Este ano me parece que acontece o mesmo, e a supremacia da Ferrari na 1ª metade do campeonato pode ter sido falsa pois a Mercedes voltou a crescer nesta reta final de campeonato. A Ferrari não pode estar usando todo o potencial que conseguiu de suas forças motrizes para poder terminar o campeonato sem quebras e sem maiores punições. Ao contrário da Mercedes que mais uma vez guardou seu excesso de gordura para usar agora e definir o campeonato a seu favor.
Sei que em termos de pilotagem o Vettel de certa forma decepciona e que muito dos pontos que hoje separam ele do Hamilton vieram de erros dele. Mas mesmo assim acho que Hamilton estaria na frente no campeonato e deixando bem claro dele ser o mais forte candidato ao título deste ano.

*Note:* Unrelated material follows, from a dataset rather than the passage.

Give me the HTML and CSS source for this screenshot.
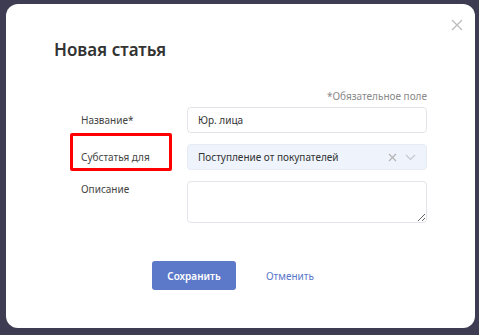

Com relação ao que Toto Wolf fez, já cansamos de ver isto na Formula 1. Faz parte do jogo e pelas regras é legal. Se reparar nenhuma equipe adversária o criticou por isso, pelo contrário disseram que fariam o mesmo.

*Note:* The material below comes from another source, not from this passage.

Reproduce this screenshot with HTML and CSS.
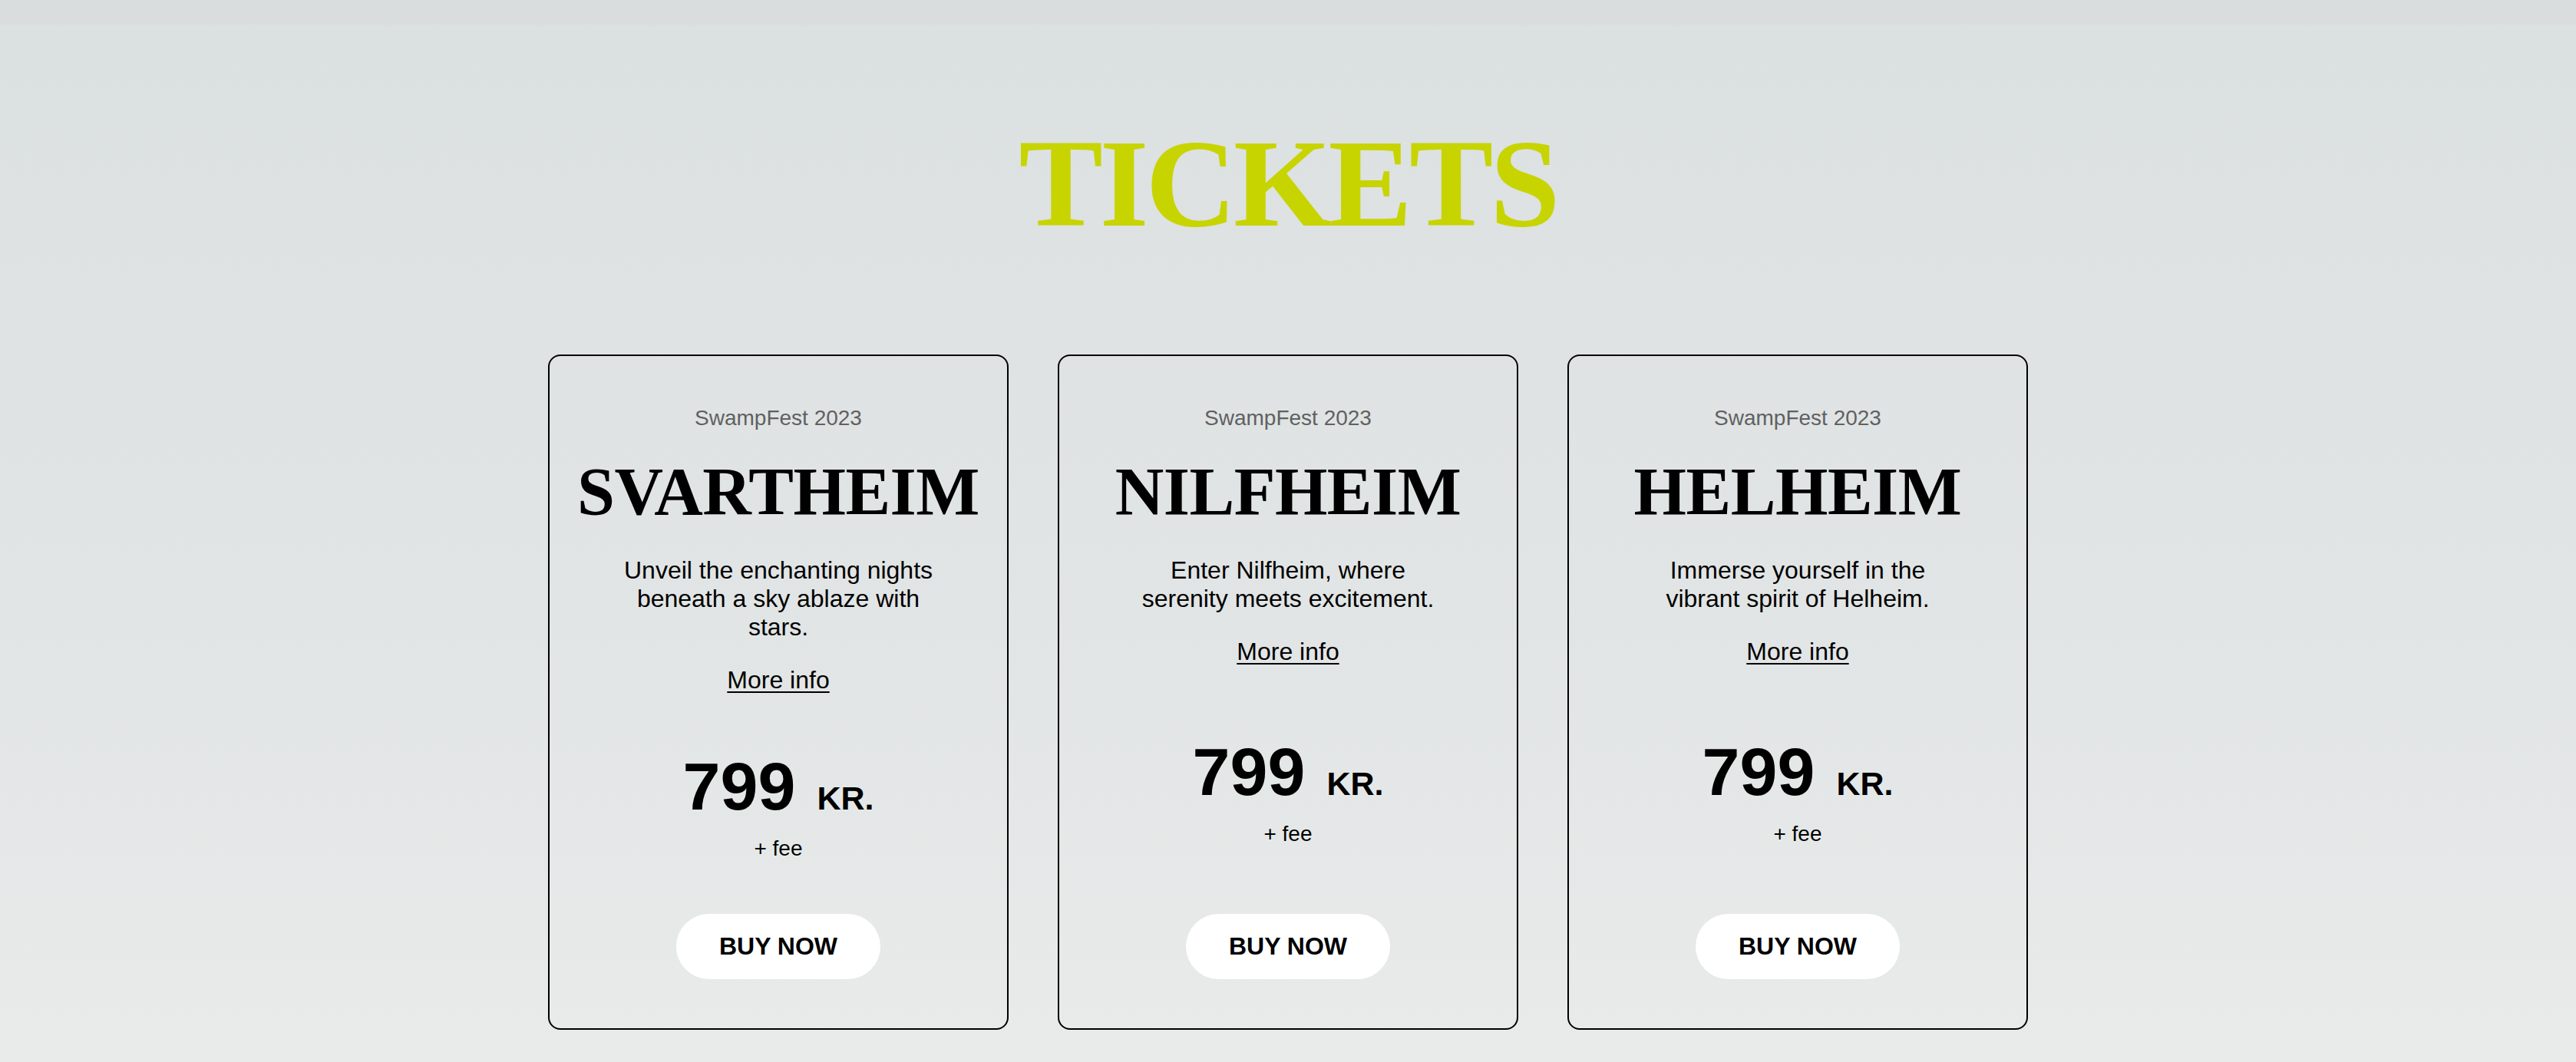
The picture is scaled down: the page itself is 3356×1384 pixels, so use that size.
FILE: index.html
```html
<!DOCTYPE html>
<html lang="en">
<head>
<meta charset="utf-8">
<title>Tickets</title>
<link rel="stylesheet" href="styles.css">
</head>
<body>
<div class="topbar"></div>
<main class="tickets">
  <h1 class="tickets-title">TICKETS</h1>
  <div class="cards">
    <article class="card">
      <p class="card-event">SwampFest 2023</p>
      <h2 class="card-title">SVARTHEIM</h2>
      <p class="card-desc">Unveil the enchanting nights beneath a sky ablaze with stars.</p>
      <a class="card-more" href="#">More info</a>
      <div class="card-price">
        <div class="price-line"><span class="price-num">799</span><span class="price-cur">KR.</span></div>
        <div class="price-fee">+ fee</div>
      </div>
      <a class="card-buy" href="#">BUY NOW</a>
    </article>
    <article class="card">
      <p class="card-event">SwampFest 2023</p>
      <h2 class="card-title">NILFHEIM</h2>
      <p class="card-desc">Enter Nilfheim, where serenity meets excitement.</p>
      <a class="card-more" href="#">More info</a>
      <div class="card-price">
        <div class="price-line"><span class="price-num">799</span><span class="price-cur">KR.</span></div>
        <div class="price-fee">+ fee</div>
      </div>
      <a class="card-buy" href="#">BUY NOW</a>
    </article>
    <article class="card">
      <p class="card-event">SwampFest 2023</p>
      <h2 class="card-title">HELHEIM</h2>
      <p class="card-desc">Immerse yourself in the vibrant spirit of Helheim.</p>
      <a class="card-more" href="#">More info</a>
      <div class="card-price">
        <div class="price-line"><span class="price-num">799</span><span class="price-cur">KR.</span></div>
        <div class="price-fee">+ fee</div>
      </div>
      <a class="card-buy" href="#">BUY NOW</a>
    </article>
  </div>
</main>
</body>
</html>
```

FILE: styles.css
```css
html, body {
  margin: 0;
  padding: 0;
}

body {
  min-height: 1384px;
  background: linear-gradient(180deg, #dbe0e0 0%, #e2e5e5 60%, #e9ebeb 100%);
  font-family: "Liberation Sans", Arial, sans-serif;
  color: #000;
}

.topbar {
  height: 32px;
  background: #d9dddd;
}

.tickets {
  display: flex;
  flex-direction: column;
  align-items: center;
}

.tickets-title {
  margin: 125px 0 0;
  font-family: "Liberation Serif", "Times New Roman", serif;
  font-weight: 700;
  font-size: 164px;
  line-height: 164px;
  letter-spacing: -4px;
  color: #c7d400;
}

.cards {
  display: flex;
  gap: 64px;
  margin-top: 141px;
}

.card {
  box-sizing: border-box;
  width: 600px;
  height: 880px;
  border: 2px solid #000;
  border-radius: 16px;
  padding: 65px 40px 64px;
  display: flex;
  flex-direction: column;
  align-items: center;
  text-align: center;
}

.card-event {
  margin: 0;
  font-size: 28px;
  line-height: 32px;
  color: #5f6162;
}

.card-title {
  margin: 30px 0 0;
  font-family: "Liberation Serif", "Times New Roman", serif;
  font-weight: 700;
  font-size: 88px;
  line-height: 100px;
  letter-spacing: -0.5px;
  white-space: nowrap;
}

.card-desc {
  margin: 34px 0 0;
  width: 410px;
  font-size: 32px;
  line-height: 37px;
}

.card-more {
  margin-top: 32px;
  font-size: 32px;
  line-height: 37px;
  color: #000;
  text-decoration: underline;
  text-decoration-thickness: 2px;
  text-underline-offset: 4px;
}

.card-price {
  margin: auto 0;
  display: flex;
  flex-direction: column;
  align-items: center;
}

.price-line {
  display: flex;
  align-items: baseline;
  gap: 28px;
  line-height: 100px;
  font-weight: 700;
}

.price-num {
  font-size: 88px;
}

.price-cur {
  font-size: 43px;
}

.price-fee {
  font-size: 28px;
  line-height: 32px;
}

.card-buy {
  box-sizing: border-box;
  width: 266px;
  height: 85px;
  border-radius: 43px;
  background: #fff;
  display: flex;
  align-items: center;
  justify-content: center;
  font-size: 32px;
  font-weight: 700;
  color: #000;
  text-decoration: none;
}
```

Infelizmente o Bottas sente na pele o que o Barrichello, Massa sentiram e por que não o Raikkonen sente também hoje na Ferrari por serem 2º pilotos de uma equipe grande. Em termos esportivos é chato e sem graça ver isso acontecer mas quem sabe o pode ganhar ou não com isso ($$$) são as equipes que precisam de um caminhão de dinheiro para bancar a brincadeira.
Este papo de ser desnecessário tal decisão, sei lá, quem sabe são eles. E pode ter certeza que o Bottas será recompensado ao menos com uma vitoria ainda este ano pela sua obediência e lealdade a equipe.

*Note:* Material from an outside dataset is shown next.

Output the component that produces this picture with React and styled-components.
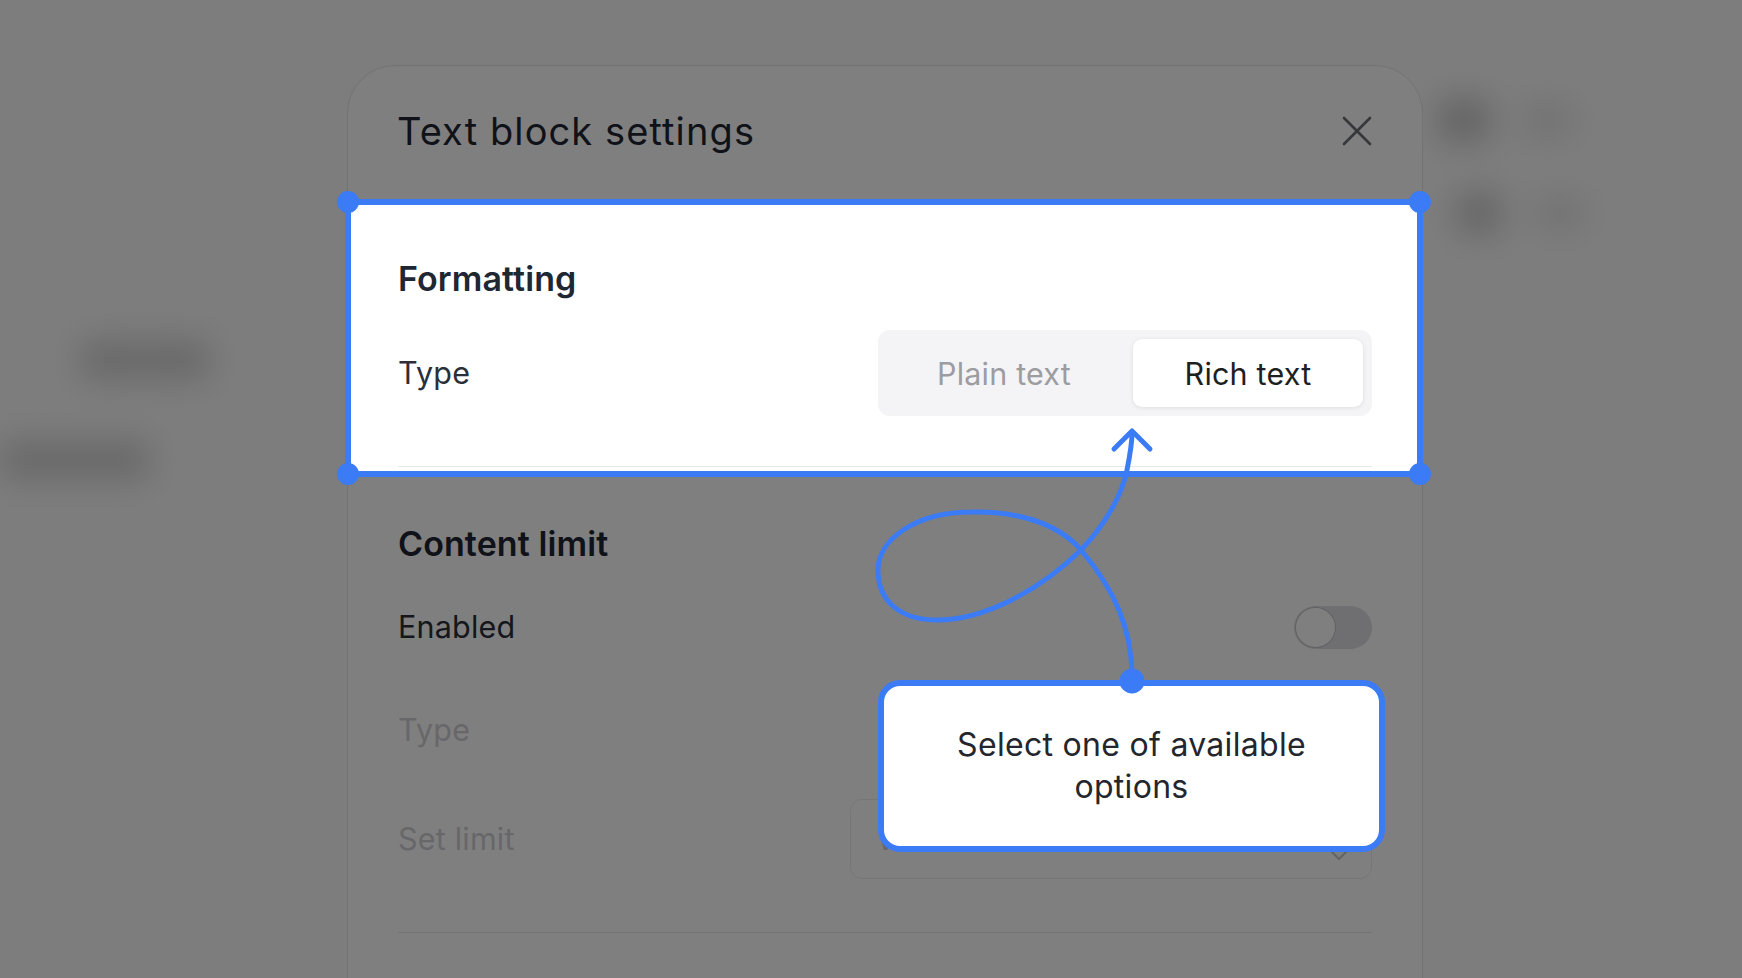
import React from "react";
import styled, { createGlobalStyle } from "styled-components";

const BLUE = "#3b7cf6";

const GlobalStyle = createGlobalStyle`
  html, body {
    margin: 0;
    padding: 0;
  }
  body {
    width: 1742px;
    height: 978px;
    overflow: hidden;
    background: #fbfbfb;
    font-family: Inter, "Noto Sans", "Liberation Sans", sans-serif;
    -webkit-font-smoothing: antialiased;
  }
`;

const Screen = styled.div`
  position: relative;
  width: 1742px;
  height: 978px;
  overflow: hidden;
  background: #fbfbfb;
`;

/* blurred page behind the dialog */
const Backdrop = styled.div`
  display: flex;
  justify-content: space-between;
  height: 100%;
  filter: blur(16px);
`;

const SideNav = styled.div`
  display: flex;
  flex-direction: column;
  gap: 60px;
  width: 260px;
  padding-top: 340px;
`;

const NavBar = styled.div`
  width: ${(p) => p.$w}px;
  height: ${(p) => p.$h}px;
  margin-left: ${(p) => p.$x}px;
  background: #d3d3d3;
  border-radius: 10px;
`;

const RightRail = styled.div`
  display: flex;
  flex-direction: column;
  gap: 50px;
  width: 312px;
  padding-top: 98px;
`;

const RailRow = styled.div`
  display: flex;
  align-items: center;
  gap: 34px;
  padding-left: ${(p) => p.$x}px;
`;

const RailIcon = styled.div`
  width: ${(p) => p.$w}px;
  height: ${(p) => p.$h}px;
  border-radius: 12px;
  background: ${(p) => p.$tone};
`;

const Dim = styled.div`
  position: absolute;
  inset: 0;
  background: rgba(0, 0, 0, 0.5);
  z-index: 10;
`;

const Modal = styled.div`
  position: absolute;
  left: 347px;
  top: 65px;
  width: 1076px;
  height: 1000px;
  box-sizing: border-box;
  background: #ffffff;
  border: 1px solid #e4e4e7;
  border-radius: 48px;
`;

const Header = styled.div`
  display: flex;
  align-items: center;
  justify-content: space-between;
  padding: 43px 50px 49px 49px;
`;

const Title = styled.h2`
  margin: 0;
  font-size: 38px;
  line-height: 44px;
  font-weight: 400;
  letter-spacing: 1.1px;
  color: #1f2733;
`;

const CloseButton = styled.button`
  display: flex;
  padding: 0;
  border: 0;
  background: none;
  color: #6c6e74;
`;

const Spotlight = styled.div`
  position: relative;
  z-index: 20;
  background: #ffffff;
  padding-bottom: 7px;
`;

const Frame = styled.div`
  position: absolute;
  top: -3px;
  bottom: -3px;
  left: -3px;
  right: -1px;
  border: 6px solid ${BLUE};
  pointer-events: none;
`;

const Handle = styled.span`
  position: absolute;
  width: 22px;
  height: 22px;
  border-radius: 50%;
  background: ${BLUE};
  ${(p) => p.$v}: -14px;
  ${(p) => p.$h}: -14px;
`;

const Section = styled.div`
  display: flex;
  flex-direction: column;
  gap: ${(p) => p.$gap}px;
  margin: 0 50px 0 50px;
  padding: ${(p) => p.$pt}px 0 ${(p) => p.$pb}px;
  border-bottom: 1px solid #e8e8eb;
`;

const SectionTitle = styled.h3`
  margin: 0;
  font-size: 34px;
  line-height: 40px;
  font-weight: 600;
  letter-spacing: 0.1px;
  color: #1f2733;
`;

const Row = styled.div`
  display: flex;
  align-items: center;
  justify-content: space-between;
  min-height: 80px;
  margin-top: ${(p) => p.$mt || 0}px;
`;

const Label = styled.span`
  font-size: 30.5px;
  line-height: 40px;
  letter-spacing: 0.2px;
  color: ${(p) => (p.$muted ? "#cfcfd4" : "#2a2f38")};
`;

const Segmented = styled.div`
  display: flex;
  gap: 12px;
  box-sizing: border-box;
  height: 86px;
  padding: 9px;
  border-radius: 12px;
  background: #f4f4f6;
`;

const Segment = styled.div`
  display: flex;
  align-items: center;
  justify-content: center;
  width: ${(p) => p.$w}px;
  border-radius: 9px;
  font-size: 30.5px;
  letter-spacing: 0.2px;
  color: ${(p) => (p.$active ? "#1e1f22" : "#9c9ca1")};
  background: ${(p) => (p.$active ? "#ffffff" : "transparent")};
  box-shadow: ${(p) =>
    p.$active ? "0 1px 5px rgba(0, 0, 0, 0.09)" : "none"};
`;

const Toggle = styled.div`
  display: flex;
  align-items: center;
  box-sizing: border-box;
  width: 78px;
  height: 43px;
  padding: 2px;
  border-radius: 22px;
  background: #dedee4;
`;

const Knob = styled.span`
  width: 39px;
  height: 39px;
  border-radius: 50%;
  background: #ffffff;
  box-shadow: 0 0 0 1px rgba(0, 0, 0, 0.12);
`;

const Select = styled.div`
  display: flex;
  align-items: center;
  justify-content: space-between;
  box-sizing: border-box;
  width: 522px;
  height: 80px;
  padding: 0 22px 2px 26px;
  border: 1.5px solid #ececef;
  border-radius: 12px;
  font-size: 30.5px;
  color: #cfcfd4;
`;

const Chevron = styled.svg`
  margin-top: 34px;
`;

const Tooltip = styled.div`
  position: absolute;
  left: 878px;
  top: 680px;
  z-index: 30;
  display: flex;
  align-items: center;
  justify-content: center;
  box-sizing: border-box;
  width: 507px;
  height: 172px;
  padding: 0 36px;
  border: 6px solid ${BLUE};
  border-radius: 22px;
  background: #ffffff;
  text-align: center;
  font-size: 32px;
  line-height: 42px;
  letter-spacing: 0.3px;
  color: #23262c;
`;

const Pointer = styled.svg`
  position: absolute;
  left: 0;
  top: 0;
  z-index: 31;
  pointer-events: none;
`;

const App = () => {
  return (
    <Screen>
      <GlobalStyle />

      <Backdrop>
        <SideNav>
          <NavBar $x={80} $w={130} $h={40} />
          <NavBar $x={0} $w={150} $h={40} />
        </SideNav>
        <RightRail>
          <RailRow $x={8}>
            <RailIcon $w={52} $h={44} $tone="#c8c8c8" />
            <RailIcon $w={48} $h={30} $tone="#e0e0e0" />
          </RailRow>
          <RailRow $x={26}>
            <RailIcon $w={46} $h={42} $tone="#cbcbcb" />
            <RailIcon $w={48} $h={28} $tone="#e0e0e0" />
          </RailRow>
        </RightRail>
      </Backdrop>

      <Dim />

      <Modal>
        <Header>
          <Title>Text block settings</Title>
          <CloseButton aria-label="Close">
            <svg width="30" height="30" viewBox="0 0 30 30" fill="none">
              <path
                d="M2 2 L28 28 M28 2 L2 28"
                stroke="currentColor"
                strokeWidth="2.6"
                strokeLinecap="round"
              />
            </svg>
          </CloseButton>
        </Header>

        <Spotlight>
          <Frame>
            <Handle $v="top" $h="left" />
            <Handle $v="top" $h="right" />
            <Handle $v="bottom" $h="left" />
            <Handle $v="bottom" $h="right" />
          </Frame>
          <Section $pt={57} $pb={50} $gap={31}>
            <SectionTitle>Formatting</SectionTitle>
            <Row>
              <Label>Type</Label>
              <Segmented>
                <Segment $w={234}>Plain text</Segment>
                <Segment $w={230} $active>
                  Rich text
                </Segment>
              </Segmented>
            </Row>
          </Section>
        </Spotlight>

        <Section $pt={50} $pb={53} $gap={23}>
          <SectionTitle>Content limit</SectionTitle>
          <Row>
            <Label>Enabled</Label>
            <Toggle>
              <Knob />
            </Toggle>
          </Row>
          <Row>
            <Label $muted>Type</Label>
          </Row>
          <Row $mt={6}>
            <Label $muted>Set limit</Label>
            <Select>
              <span>Words</span>
              <Chevron width="20" height="12" viewBox="0 0 20 12" fill="none">
                <path
                  d="M2 2 L10 10 L18 2"
                  stroke="#c9c9ce"
                  strokeWidth="2.2"
                  strokeLinecap="round"
                  strokeLinejoin="round"
                />
              </Chevron>
            </Select>
          </Row>
        </Section>
      </Modal>

      <Tooltip>Select one of available options</Tooltip>

      <Pointer width="1742" height="978" viewBox="0 0 1742 978" fill="none">
        <path
          d="M1132 676 C1132 630 1115 590 1081 550 C1056 521 1012 511 972 512 C915 512 878 540 878 570 C878 605 905 620 937 620 C985 620 1040 590 1081 550 C1105 525 1122 495 1127 470 C1131 450 1132 440 1132 433"
          stroke={BLUE}
          strokeWidth="5"
          strokeLinecap="round"
        />
        <path
          d="M1114 449 L1132 431 L1150 449"
          stroke={BLUE}
          strokeWidth="5"
          strokeLinecap="round"
          strokeLinejoin="round"
        />
        <circle cx="1132" cy="681" r="12.5" fill={BLUE} />
      </Pointer>
    </Screen>
  );
};

export default App;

Foi assim com Barrichelo, e se não foi com Massa nos tempos de Alonso na Ferrari e nem está sendo com Raikkonen é por que a Ferrari não deu realmente um carro vencedor a eles.
Não sou a favor deste tipo de situação, como voce bem disse fere o espírito esportivo da competição. Mas a Formula 1 é assim desde os seus primórdios e o que aconteceu em Soshi não será a ultima vez em que veremos esta situação se repetir. Nem todas as equipes bancaram o risco de não serem felizes como foi a Mclaren e a Williams neste sentido nos seus bons tempos. Hoje que manda na Formula 1 são as grandes montadoras. Por isso torço que a parceria RBR/Honda dê certo, pois ao contrário eles já avisaram que pulam fora do circo … e aí a o abismo que separa as grandes das pequenas equipes que já é enorme vai aumentar mais ainda.
Fernando MArques
Niterói RJ
Obrigado pelo retorno, Fernando.
É, em alguma medida faz parte do jogo se impor ao companheiro de equipe, e se colocar em posição de vir a ser favorecido por situações como esta, não é?
Os interesses acabam concentrando os números em torno dos top drivers, e quem olha somente as estatísticas acaba acreditando que eles eram absurdamente superiores à concorrência. Mas a verdade é que no momento devido eles bateram os respectivos companheiros, e por isso tiveram os times trabalhando para si.
Acaba fazendo parte do jogo.
Abraço, e escreva sempre.
O penta são favas contadas a favor da mercedez e de Hamilton. Vettel Ferrari é a cara da derrota, eles não são pareos para Ham mercedez.